Le SEA-CHSCT, syndicat des experts agréés CHSCT, semble plutôt satisfait de la nouvelle rédaction de l'article du code du travail sur les modalités de contestation par l'employeur d'une expertise CHSCT. Le syndicat, dont c'était vendredi la première assemblée générale annuelle, a également publié des données inédites sur les expertises réalisées en France.

En novembre 2015, le Conseil constitutionnel a censuré l'article du code du travail contraignant l'employeur à payer l'expertise demandée par le CHSCT, y compris lorsque l'entreprise obtient en justice l'annulation de la délibération du CHSCT. Cette censure ne prendra effet qu'en 2017. Mais elle impose au gouvernement et au législateur de revoir l'écriture de l'article L. 4614-13 alinéa 1er du code du travail. C'est la raison pour laquelle le gouvernement a introduit dans le projet de loi Travail, via son article 17, un passage révisant cette disposition. Ce projet a lui-même été amendé la semaine dernière par la commission des affaires sociales de l'Assemblée. La rédaction qui en résulte (voir notre autre article dans cette même édition) reste à confirmer lors du débat parlementaire s'ouvrant le 3 mai. Mais en l'état, elle satisfait plutôt le syndicat des experts CHSCT.

"La solution trouvée par les ministères du Travail et de la Justice de faire juger en premier et dernier ressort par le juge judiciaire la contestation par l'employeur d'une délibération sur une expertise signifie qu'il n'y aura plus d'appel.
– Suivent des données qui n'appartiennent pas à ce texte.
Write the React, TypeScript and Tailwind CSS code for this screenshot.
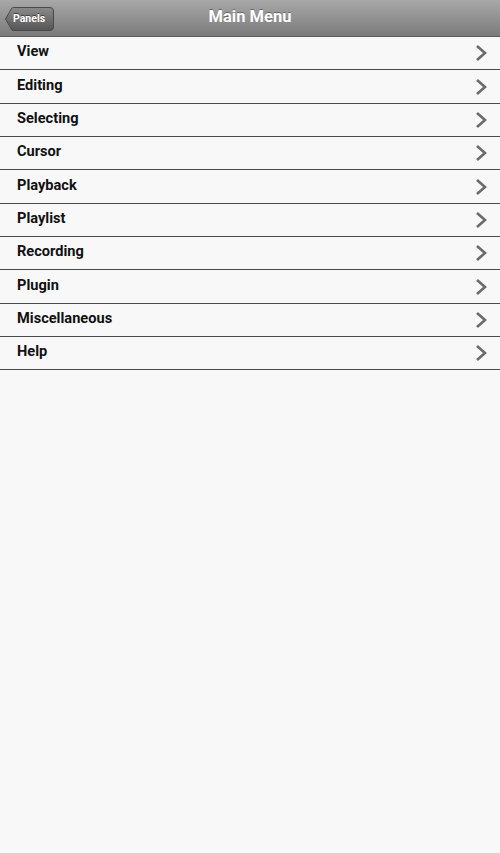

C'est de nature à réduire les contentieux", estime Dominique Lanoë, le président du SEA-CHSCT, qui a tenu jeudi 7 avril à Paris sa première assemblée générale annuelle. Les experts estiment en effet qu'un employeur va réfléchir avant d'aller en Cassation s'il n'est pas satisfait par la décision du juge : "Pour se pourvoir, il faut faire appel à un avocat spécialisé et avoir de solides motivations", dit François Cochet, responsable des activités santé au travail de Secafi et vice-président du SEA-CHSCT.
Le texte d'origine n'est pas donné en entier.